Shivaun Plozza has written one of the most appealing female protagonists in young adult fiction in her first novel, Frankie (Penguin, 2016).

Frankie Vega is an angry badass–she’s sassy, fierce, quick to act, and snarky. Her self-deprecating, dark humour had me snorting with laughter. Frankie’s witty one-liners and speedy back-handers are a force to be reckoned with.

But what I most enjoyed about this book was the gritty rawness evident in every element of the narrative. Every line read real: the vivid setting of down-and-out Collingwood in Melbourne; and the well-drawn, intricate characters (even the very minor ones such as Homeless Eddie, and Steve Sparrow and his dad felt fleshy and substantial).

The plot of Frankie was engaging and peppered with ugly truths about poverty, living rough, abuse and child abandonment.

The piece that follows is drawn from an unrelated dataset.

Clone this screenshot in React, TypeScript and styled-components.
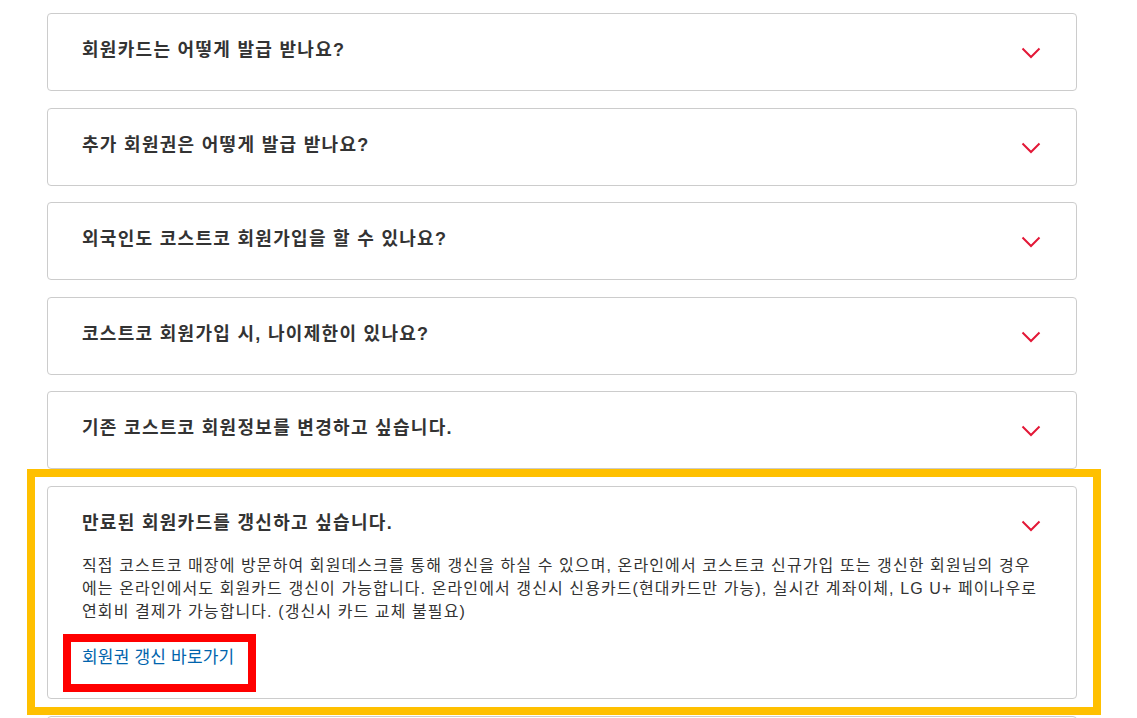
import React from "react";
import styled, { createGlobalStyle } from "styled-components";

const GlobalStyle = createGlobalStyle`
  html, body { margin: 0; padding: 0; background: #ffffff; }
  body { font-family: "Liberation Sans", "Noto Sans CJK KR", sans-serif; color: #333333; }
`;

const Page = styled.div`
  width: 1137px;
  height: 718px;
  overflow: hidden;
  padding: 13px 0 0 47px;
  box-sizing: border-box;
`;

const List = styled.div`
  width: 1030px;
  display: flex;
  flex-direction: column;
  gap: 16.6px;
`;

const Card = styled.div`
  position: relative;
  border: 1px solid #cccccc;
  border-radius: 4px;
  background: #ffffff;
  box-sizing: border-box;
  min-height: 78px;
`;

const Header = styled.div<{ $open?: boolean }>`
  display: flex;
  align-items: center;
  justify-content: space-between;
  padding: 23px 34px ${(p) => (p.$open ? "18px" : "25px")} 34px;
`;

const Title = styled.h3`
  margin: 0;
  font-size: 18px;
  line-height: 26px;
  font-weight: 700;
  letter-spacing: 1.3px;
  color: #333333;
`;

const Chevron = styled.span`
  display: flex;
  width: 20px;
  height: 12px;
  margin-top: 6px;
  margin-right: 1px;
`;

const Body = styled.div`
  padding: 0 34px 27px 34px;
`;

const Text = styled.p`
  margin: 0;
  font-size: 16px;
  line-height: 23px;
  letter-spacing: 1.1px;
  color: #333333;
`;

const LinkWrap = styled.div`
  margin-top: 22px;
`;

const Link = styled.a`
  position: relative;
  display: inline-block;
  font-size: 17px;
  line-height: 26px;
  letter-spacing: 0.2px;
  color: #0064ad;
  text-decoration: none;
`;

const Highlight = styled.span<{ $color: string }>`
  position: absolute;
  border: 8px solid ${(p) => p.$color};
  pointer-events: none;
`;

const YellowFrame = styled(Highlight)`
  top: -18px;
  left: -21px;
  right: -25px;
  bottom: -17px;
`;

const RedFrame = styled(Highlight)`
  top: -11px;
  left: -19px;
  right: -22px;
  bottom: -21px;
`;

const ChevronIcon = () => (
  <svg width="20" height="12" viewBox="0 0 20 12" fill="none">
    <path d="M1.5 1.5 L10 10 L18.5 1.5" stroke="#e31837" strokeWidth="2" />
  </svg>
);

const faqs = [
  "회원카드는 어떻게 발급 받나요?",
  "추가 회원권은 어떻게 발급 받나요?",
  "외국인도 코스트코 회원가입을 할 수 있나요?",
  "코스트코 회원가입 시, 나이제한이 있나요?",
  "기존 코스트코 회원정보를 변경하고 싶습니다.",
];

export default function App() {
  return (
    <>
      <GlobalStyle />
      <Page>
        <List>
          {faqs.map((q) => (
            <Card key={q}>
              <Header>
                <Title>{q}</Title>
                <Chevron>
                  <ChevronIcon />
                </Chevron>
              </Header>
            </Card>
          ))}
          <Card>
            <YellowFrame $color="#ffc000" />
            <Header $open>
              <Title>만료된 회원카드를 갱신하고 싶습니다.</Title>
              <Chevron>
                <ChevronIcon />
              </Chevron>
            </Header>
            <Body>
              <Text>
                직접 코스트코 매장에 방문하여 회원데스크를 통해 갱신을 하실 수 있으며, 온라인에서 코스트코 신규가입 또는 갱신한 회원님의 경우에는 온라인에서도 회원카드 갱신이 가능합니다. 온라인에서 갱신시 신용카드(현대카드만 가능), 실시간 계좌이체, LG U+ 페이나우로 연회비 결제가 가능합니다. (갱신시 카드 교체 불필요)
              </Text>
              <LinkWrap>
                <Link href="#">
                  회원권 갱신 바로가기
                  <RedFrame $color="#ff0000" />
                </Link>
              </LinkWrap>
            </Body>
          </Card>
          <Card />
        </List>
      </Page>
    </>
  );
}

The story’s premise is based on a girl searching for her missing brother. The catch? He’s a newly-found sibling and Frankie isn’t too sure about family, especially family related to her drug-addict mother, Juliet.

Frankie is so pissed at the world that her anger colours every relationship and each social interaction–from mixing with her peers at school (she broke Steve Sparrow’s nose) to her dangerous attraction to bad boy, Nate with his ‘stupidly blue eyes’ (warning: there’s a definite thread of romance running through the story).

Plozza has taken some huge societal issues and tackled them without prejudice. This is a book guaranteed to get you thinking and I warrant, you may just fall a little in love with the very flawed but oh so endearing, Frankie.

Frankie was shortlisted for the CBCA Children’s Book of the Year Awards in 2017.